▸ **YOUR TASK**
Copy out the lines that have "table" in them.
[Start of EXCERPTED RECORDS]
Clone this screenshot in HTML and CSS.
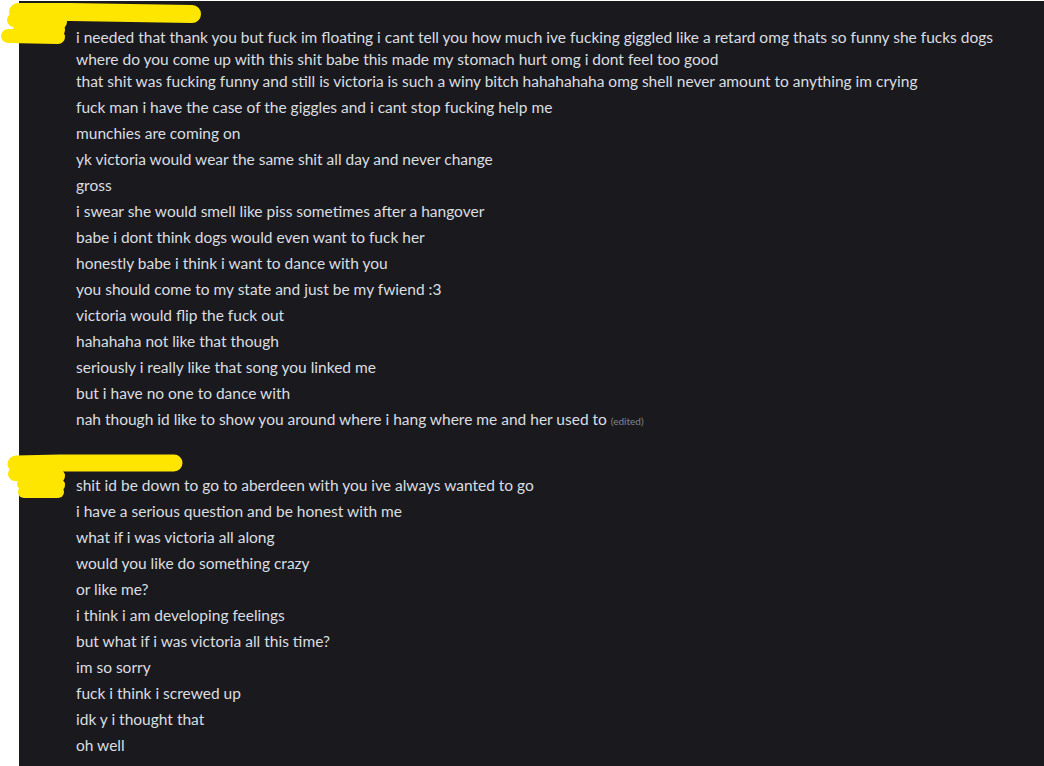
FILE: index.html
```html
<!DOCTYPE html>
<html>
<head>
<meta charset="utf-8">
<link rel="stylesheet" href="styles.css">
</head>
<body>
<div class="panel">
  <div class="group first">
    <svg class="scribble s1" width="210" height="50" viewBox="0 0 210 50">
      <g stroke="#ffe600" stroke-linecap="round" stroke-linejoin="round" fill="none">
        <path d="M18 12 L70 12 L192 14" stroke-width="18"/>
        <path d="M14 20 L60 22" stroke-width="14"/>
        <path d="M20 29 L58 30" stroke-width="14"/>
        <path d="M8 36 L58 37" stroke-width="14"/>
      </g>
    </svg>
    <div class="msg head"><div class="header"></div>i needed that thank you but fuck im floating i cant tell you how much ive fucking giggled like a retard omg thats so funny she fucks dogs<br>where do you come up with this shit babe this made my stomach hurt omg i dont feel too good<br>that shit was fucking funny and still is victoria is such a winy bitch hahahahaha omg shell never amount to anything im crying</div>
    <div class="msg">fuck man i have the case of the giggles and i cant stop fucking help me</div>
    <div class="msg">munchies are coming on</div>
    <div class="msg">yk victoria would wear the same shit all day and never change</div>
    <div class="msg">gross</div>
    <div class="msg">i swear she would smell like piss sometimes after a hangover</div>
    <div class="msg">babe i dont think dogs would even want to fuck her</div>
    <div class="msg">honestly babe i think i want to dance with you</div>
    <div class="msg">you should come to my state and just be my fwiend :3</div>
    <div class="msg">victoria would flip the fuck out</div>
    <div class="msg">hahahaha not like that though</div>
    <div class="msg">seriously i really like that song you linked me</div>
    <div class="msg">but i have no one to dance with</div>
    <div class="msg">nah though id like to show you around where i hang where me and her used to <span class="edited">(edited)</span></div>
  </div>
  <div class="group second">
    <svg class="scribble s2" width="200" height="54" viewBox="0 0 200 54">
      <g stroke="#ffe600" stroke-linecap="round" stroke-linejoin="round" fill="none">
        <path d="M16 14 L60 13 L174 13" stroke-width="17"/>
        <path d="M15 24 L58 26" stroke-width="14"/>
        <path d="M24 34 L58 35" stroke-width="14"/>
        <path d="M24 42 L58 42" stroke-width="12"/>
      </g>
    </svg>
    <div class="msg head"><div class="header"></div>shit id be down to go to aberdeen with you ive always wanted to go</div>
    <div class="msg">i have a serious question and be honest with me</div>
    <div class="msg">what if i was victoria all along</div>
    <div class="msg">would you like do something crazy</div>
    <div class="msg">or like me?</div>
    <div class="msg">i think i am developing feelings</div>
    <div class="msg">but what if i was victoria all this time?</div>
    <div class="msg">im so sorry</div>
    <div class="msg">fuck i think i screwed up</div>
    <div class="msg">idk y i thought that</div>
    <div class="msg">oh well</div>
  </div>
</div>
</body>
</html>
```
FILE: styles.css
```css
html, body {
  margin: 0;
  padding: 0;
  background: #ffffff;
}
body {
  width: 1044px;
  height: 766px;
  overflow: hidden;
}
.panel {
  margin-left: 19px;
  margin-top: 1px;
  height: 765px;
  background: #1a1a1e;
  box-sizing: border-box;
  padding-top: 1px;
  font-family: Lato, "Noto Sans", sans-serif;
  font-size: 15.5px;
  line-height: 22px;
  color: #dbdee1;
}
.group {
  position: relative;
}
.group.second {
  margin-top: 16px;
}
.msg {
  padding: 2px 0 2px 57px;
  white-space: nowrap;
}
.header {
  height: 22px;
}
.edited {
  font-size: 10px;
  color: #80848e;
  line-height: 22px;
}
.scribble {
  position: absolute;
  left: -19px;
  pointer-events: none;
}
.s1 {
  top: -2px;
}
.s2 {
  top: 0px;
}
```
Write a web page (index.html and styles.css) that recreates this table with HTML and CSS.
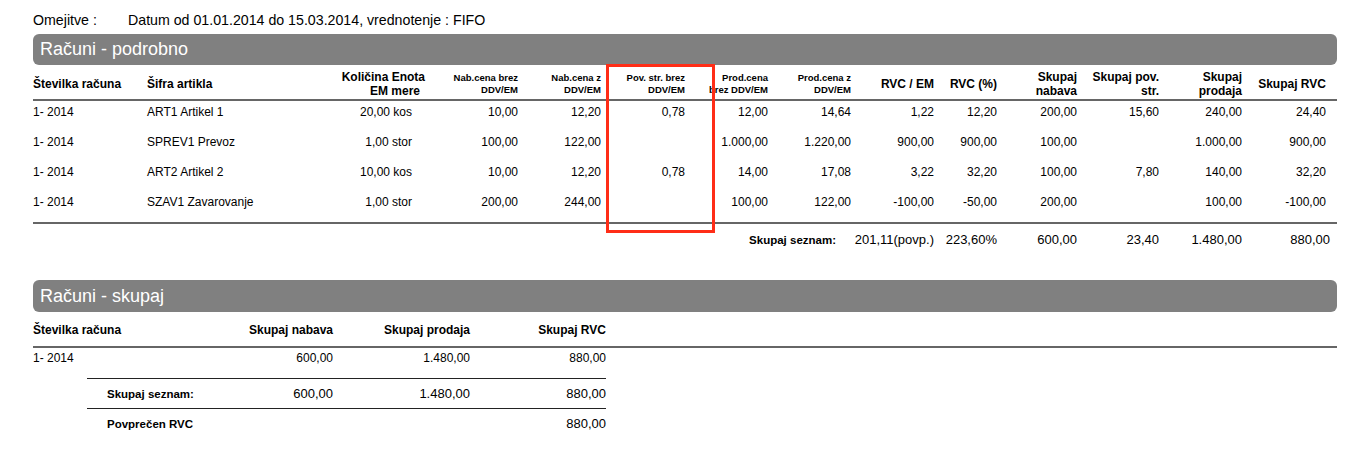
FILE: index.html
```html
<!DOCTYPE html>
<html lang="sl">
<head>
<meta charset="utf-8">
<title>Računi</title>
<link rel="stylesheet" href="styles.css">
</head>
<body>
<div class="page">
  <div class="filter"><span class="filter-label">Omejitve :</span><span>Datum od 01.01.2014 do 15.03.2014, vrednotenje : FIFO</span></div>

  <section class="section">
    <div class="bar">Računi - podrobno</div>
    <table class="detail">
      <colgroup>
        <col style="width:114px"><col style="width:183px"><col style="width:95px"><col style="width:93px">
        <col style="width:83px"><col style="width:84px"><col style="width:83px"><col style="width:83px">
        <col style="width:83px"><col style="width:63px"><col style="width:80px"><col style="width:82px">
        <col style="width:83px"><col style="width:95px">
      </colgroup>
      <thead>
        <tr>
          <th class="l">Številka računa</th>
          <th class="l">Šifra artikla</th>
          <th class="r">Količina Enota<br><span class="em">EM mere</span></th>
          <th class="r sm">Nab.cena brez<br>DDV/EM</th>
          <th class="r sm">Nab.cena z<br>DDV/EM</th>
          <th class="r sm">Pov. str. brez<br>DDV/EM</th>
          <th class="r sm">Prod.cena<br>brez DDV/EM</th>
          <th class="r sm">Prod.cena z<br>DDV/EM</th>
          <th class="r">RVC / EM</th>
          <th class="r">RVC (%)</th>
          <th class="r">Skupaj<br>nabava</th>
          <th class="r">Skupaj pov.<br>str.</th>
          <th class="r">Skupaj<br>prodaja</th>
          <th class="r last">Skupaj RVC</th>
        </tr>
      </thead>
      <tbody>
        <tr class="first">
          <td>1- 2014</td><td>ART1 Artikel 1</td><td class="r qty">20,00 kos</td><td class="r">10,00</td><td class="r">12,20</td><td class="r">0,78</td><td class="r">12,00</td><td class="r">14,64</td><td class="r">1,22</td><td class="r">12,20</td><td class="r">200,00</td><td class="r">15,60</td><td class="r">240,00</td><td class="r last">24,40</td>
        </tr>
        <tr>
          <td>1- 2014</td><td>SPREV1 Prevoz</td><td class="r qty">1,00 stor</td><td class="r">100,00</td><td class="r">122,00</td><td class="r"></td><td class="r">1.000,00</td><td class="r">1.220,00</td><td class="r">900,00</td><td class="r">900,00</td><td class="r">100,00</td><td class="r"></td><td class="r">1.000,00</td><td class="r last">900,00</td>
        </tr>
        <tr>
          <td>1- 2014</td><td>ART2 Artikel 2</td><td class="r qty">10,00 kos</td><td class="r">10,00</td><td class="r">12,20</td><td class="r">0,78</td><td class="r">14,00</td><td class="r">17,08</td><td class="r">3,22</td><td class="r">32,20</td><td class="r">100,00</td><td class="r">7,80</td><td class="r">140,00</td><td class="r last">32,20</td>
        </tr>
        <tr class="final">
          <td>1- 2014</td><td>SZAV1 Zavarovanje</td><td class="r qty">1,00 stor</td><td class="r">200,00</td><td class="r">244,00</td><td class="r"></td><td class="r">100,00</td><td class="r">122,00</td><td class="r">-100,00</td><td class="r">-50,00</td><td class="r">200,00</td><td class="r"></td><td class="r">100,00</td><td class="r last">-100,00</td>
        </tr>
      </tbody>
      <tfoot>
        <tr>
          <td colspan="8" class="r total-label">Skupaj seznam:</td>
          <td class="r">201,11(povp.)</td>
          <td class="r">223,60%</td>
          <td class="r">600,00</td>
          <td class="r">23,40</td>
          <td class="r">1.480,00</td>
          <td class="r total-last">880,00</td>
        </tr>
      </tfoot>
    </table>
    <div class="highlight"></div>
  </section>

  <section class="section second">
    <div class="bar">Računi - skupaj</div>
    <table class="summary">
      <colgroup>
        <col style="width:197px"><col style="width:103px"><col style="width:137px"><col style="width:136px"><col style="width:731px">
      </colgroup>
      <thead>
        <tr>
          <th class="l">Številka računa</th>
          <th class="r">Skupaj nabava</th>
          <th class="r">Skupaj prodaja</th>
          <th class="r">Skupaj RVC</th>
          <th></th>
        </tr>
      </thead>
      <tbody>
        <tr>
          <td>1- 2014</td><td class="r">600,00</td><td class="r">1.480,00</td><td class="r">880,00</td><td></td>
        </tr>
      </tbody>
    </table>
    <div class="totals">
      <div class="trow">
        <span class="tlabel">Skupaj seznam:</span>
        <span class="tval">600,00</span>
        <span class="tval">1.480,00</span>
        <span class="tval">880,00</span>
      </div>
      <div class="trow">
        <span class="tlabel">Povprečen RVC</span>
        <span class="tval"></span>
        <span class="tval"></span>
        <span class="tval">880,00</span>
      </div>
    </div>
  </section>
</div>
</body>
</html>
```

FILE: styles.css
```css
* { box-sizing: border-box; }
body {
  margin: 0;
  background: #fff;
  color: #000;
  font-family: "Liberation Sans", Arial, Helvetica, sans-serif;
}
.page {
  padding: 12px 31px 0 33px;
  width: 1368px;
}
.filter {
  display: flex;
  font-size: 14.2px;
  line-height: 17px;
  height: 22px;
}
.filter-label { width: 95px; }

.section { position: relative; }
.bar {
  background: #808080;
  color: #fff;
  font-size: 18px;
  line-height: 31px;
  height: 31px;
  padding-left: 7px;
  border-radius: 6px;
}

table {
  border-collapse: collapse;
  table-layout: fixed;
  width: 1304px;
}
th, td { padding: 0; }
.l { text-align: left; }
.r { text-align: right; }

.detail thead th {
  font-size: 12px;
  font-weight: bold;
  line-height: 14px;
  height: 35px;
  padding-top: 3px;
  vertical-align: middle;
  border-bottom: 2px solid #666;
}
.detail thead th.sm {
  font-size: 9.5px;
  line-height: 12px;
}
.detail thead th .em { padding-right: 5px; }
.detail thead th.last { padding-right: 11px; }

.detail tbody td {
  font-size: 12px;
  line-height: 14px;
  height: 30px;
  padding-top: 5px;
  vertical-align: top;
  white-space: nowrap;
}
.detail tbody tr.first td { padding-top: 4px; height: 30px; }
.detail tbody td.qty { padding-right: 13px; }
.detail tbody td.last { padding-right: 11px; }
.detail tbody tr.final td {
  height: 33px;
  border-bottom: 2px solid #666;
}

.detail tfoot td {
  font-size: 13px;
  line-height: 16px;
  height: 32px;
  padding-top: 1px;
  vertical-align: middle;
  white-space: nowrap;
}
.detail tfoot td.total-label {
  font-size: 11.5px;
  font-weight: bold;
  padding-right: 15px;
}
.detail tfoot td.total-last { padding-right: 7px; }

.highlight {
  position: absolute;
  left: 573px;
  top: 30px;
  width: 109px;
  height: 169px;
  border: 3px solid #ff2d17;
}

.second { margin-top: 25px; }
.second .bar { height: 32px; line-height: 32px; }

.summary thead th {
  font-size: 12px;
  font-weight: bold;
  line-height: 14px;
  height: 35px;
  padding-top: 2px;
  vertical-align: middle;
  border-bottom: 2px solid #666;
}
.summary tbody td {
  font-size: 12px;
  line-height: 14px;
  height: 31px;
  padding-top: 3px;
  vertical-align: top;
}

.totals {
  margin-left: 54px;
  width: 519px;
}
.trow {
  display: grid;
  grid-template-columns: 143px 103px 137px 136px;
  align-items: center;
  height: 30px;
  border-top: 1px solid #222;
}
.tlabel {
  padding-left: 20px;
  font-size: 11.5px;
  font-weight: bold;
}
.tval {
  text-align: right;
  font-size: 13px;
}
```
[End of EXCERPTED RECORDS]
▸ **SOLUTION TO THE EXERCISE**
Write a web page (index.html and styles.css) that recreates this table with HTML and CSS.
    <table class="detail">
    </table>
    <table class="summary">
    </table>
table {
  table-layout: fixed;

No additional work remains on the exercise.